The depth of the cuts, combined with the re-engineering of social insurance programs would shift that responsibility to state and local governments. But they have neither the resources nor the budgetary flexibility to assume it — even if they want to. And current evidence suggests some don’t.

Bottom line is that the House Republican majority, seconded by Republican leaders in the Senate, would roll up the safety net and roll back the clock to the nineteenth century, when poverty, education, public health and the like just weren’t any of the federal government’s business.


New Angles On How Many Poor People There Are In The U.S.

January 20, 2011

I remarked some time ago that we didn’t know how many poor people there were in the U.S. We still don’t because the Census Bureau is still working on a measure that would take account of many factors the official measure ignores.

As part of the process, it’s been releasing annual alternative poverty estimates based on recommendations the National Academy of Sciences made back in 1995. The latest set came out in early January — three multi-columned spreadsheets, each with many, many figures.

I couldn’t make heads or tails of them, though I could see that the poverty rate for 2009 might be as low as 12.8% or as high as 17.1%, depending on which NAS recommendations were applied. So  there could have been as relatively few as 39 million people in poverty or as many as 52.5 million.

Fortunately, a new brief from the Economic Policy Institute gives us non-economist the big picture — though not an answer to how many poor people there are.

As EPI explains, the alternative estimates make different kinds of adjustments in the poverty threshold, i.e., the dollar cut-off for counting people as poor, and/or in what’s counted as income.

The official threshold is three times the food budget at the time the official poverty measure was developed, with adjustments for inflation based on the Consumer Price Index for All Urban Consumers.

The Census Bureau produces alternative thresholds by adjusting for out-of-pocket medical expenses, cost-of-living differences in different parts of the country and a different measure of consumer price inflation — the Consumer Expenditure Survey.

Looking only at the alternative thresholds, the share of the population in poverty seems higher than the official 14.3% rate the Bureau reported in September. Hence a high-end estimate of poor people so much greater than the official 43.6 million.

The income adjustments tell a different story.

The official measure counts only cash income, i.e., wages and cash benefits like Social Security and unemployment insurance.

The alternative measures take account of non-cash benefits like food stamps, housing vouchers and Medicaid and of tax credits like the Earned Income Tax Credit and the Child Tax Credit.

With these included, the poverty rate is lower than the official estimate, even when taxes are factored in. As with the thresholds, how much depends on which adjustments are made.

The Center on Budget and Policy Priorities also crunched the numbers. It came to basically the same conclusions about the income adjustments, though with a more political slant aimed at justifying the temporary new and expanded tax credits and benefits in the economic recovery act.

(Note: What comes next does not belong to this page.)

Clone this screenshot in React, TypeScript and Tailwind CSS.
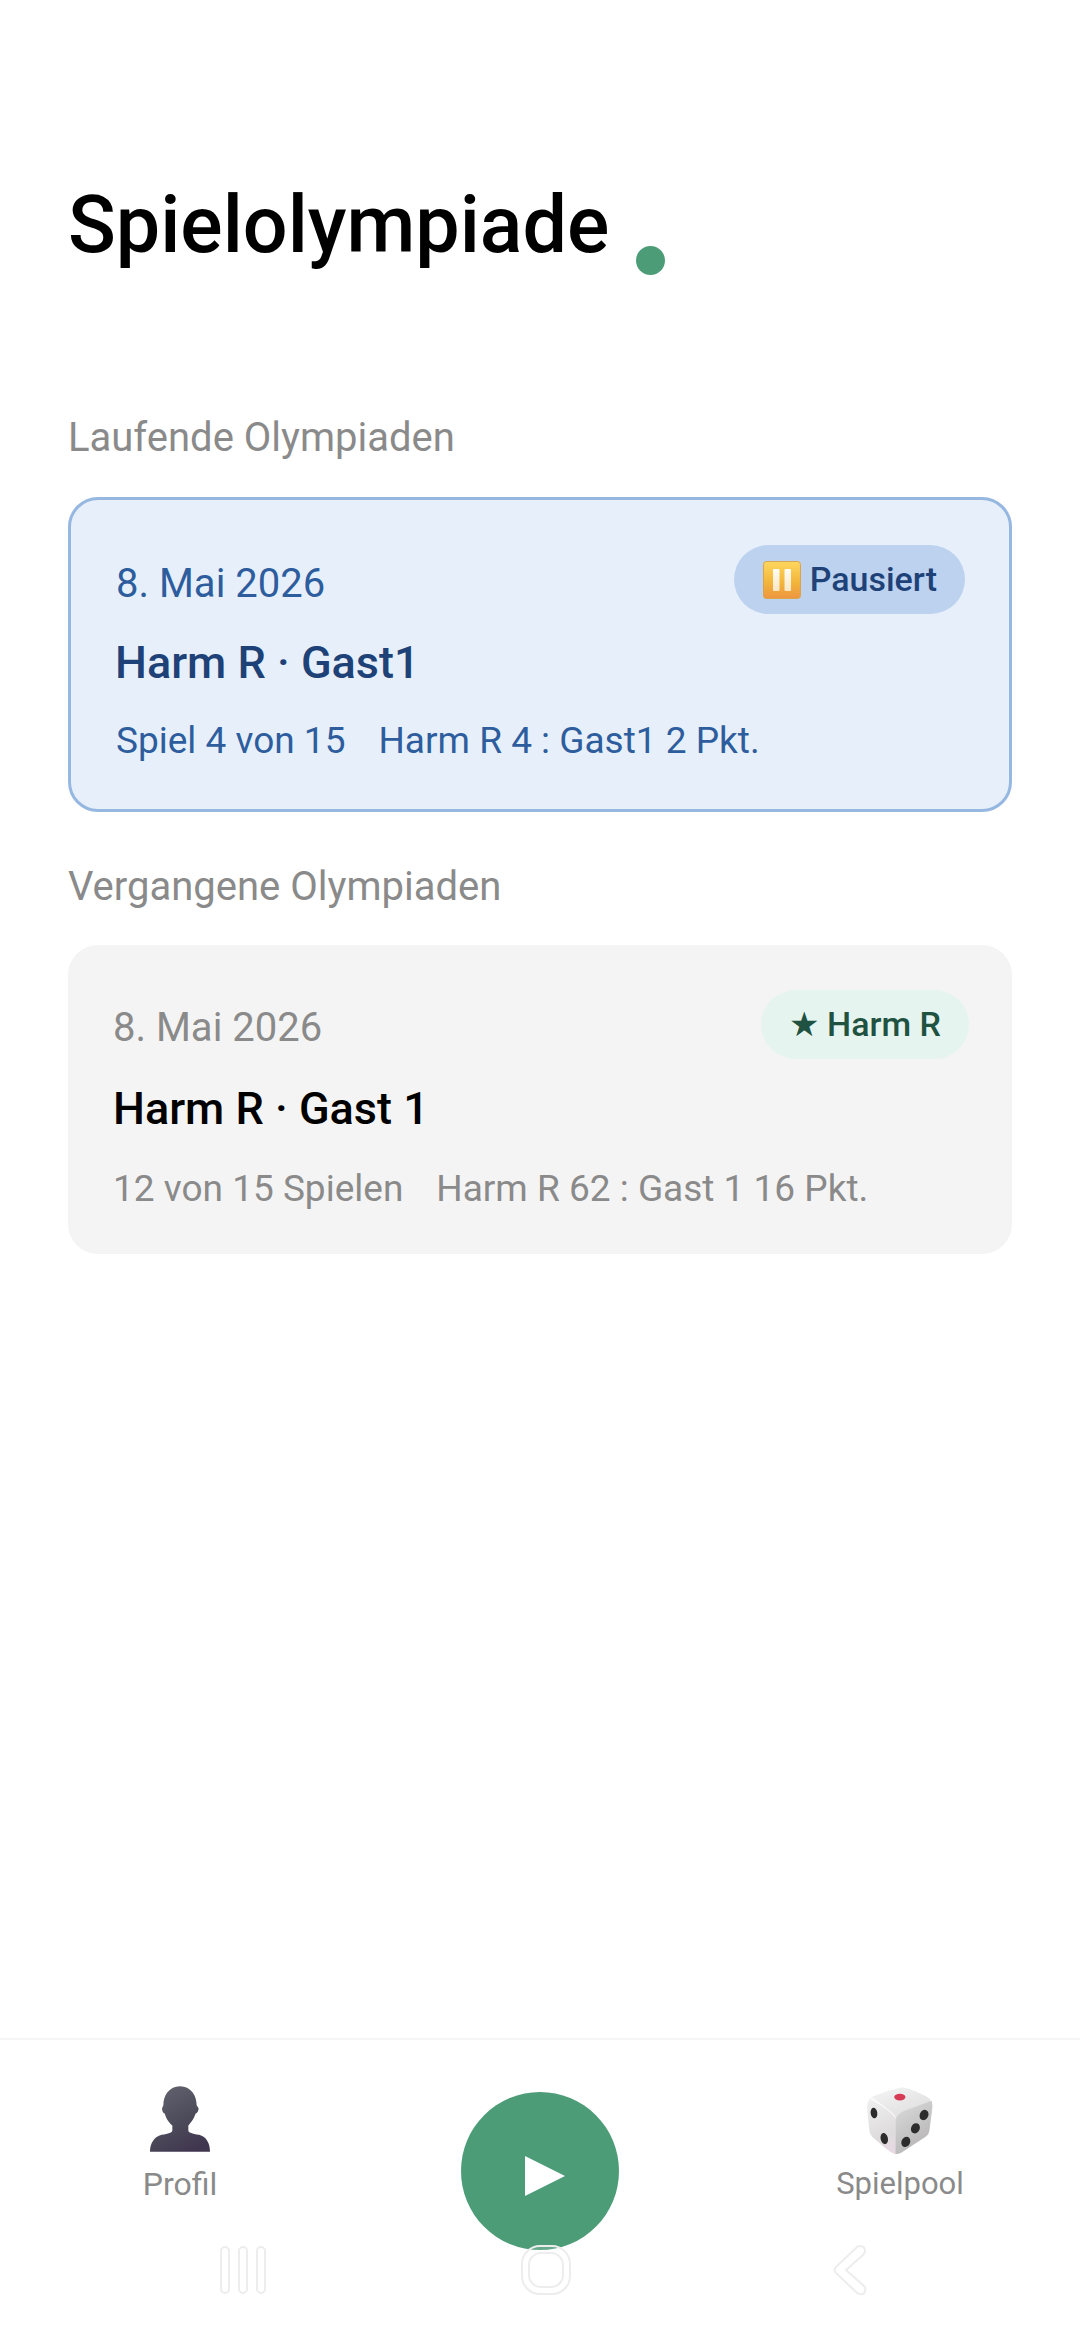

According to CBPP, the recovery act improvements kept 4.5 million people out of poverty. An additional 11 million were lifted above the poverty threshold by the regular versions of five of the programs — the Earned Income and Child Tax Credits, unemployment insurance and food stamps.

And, as EPI also shows, the biggest anti-poverty impact came, as it has in the past, from Social Security retirement benefits. CBPP says these kept more than 20 million people out of poverty. Looking at its table on program impacts as a whole, the number seems more like 21.4 million.

In short, the major federal anti-poverty programs are doing what they’re supposed to do. Without them, a vastly larger number of people would have been poor enough to be counted as such.

I don’t suppose I need add that these programs are at high risk — if not of annihilation, then of significant retrenchments.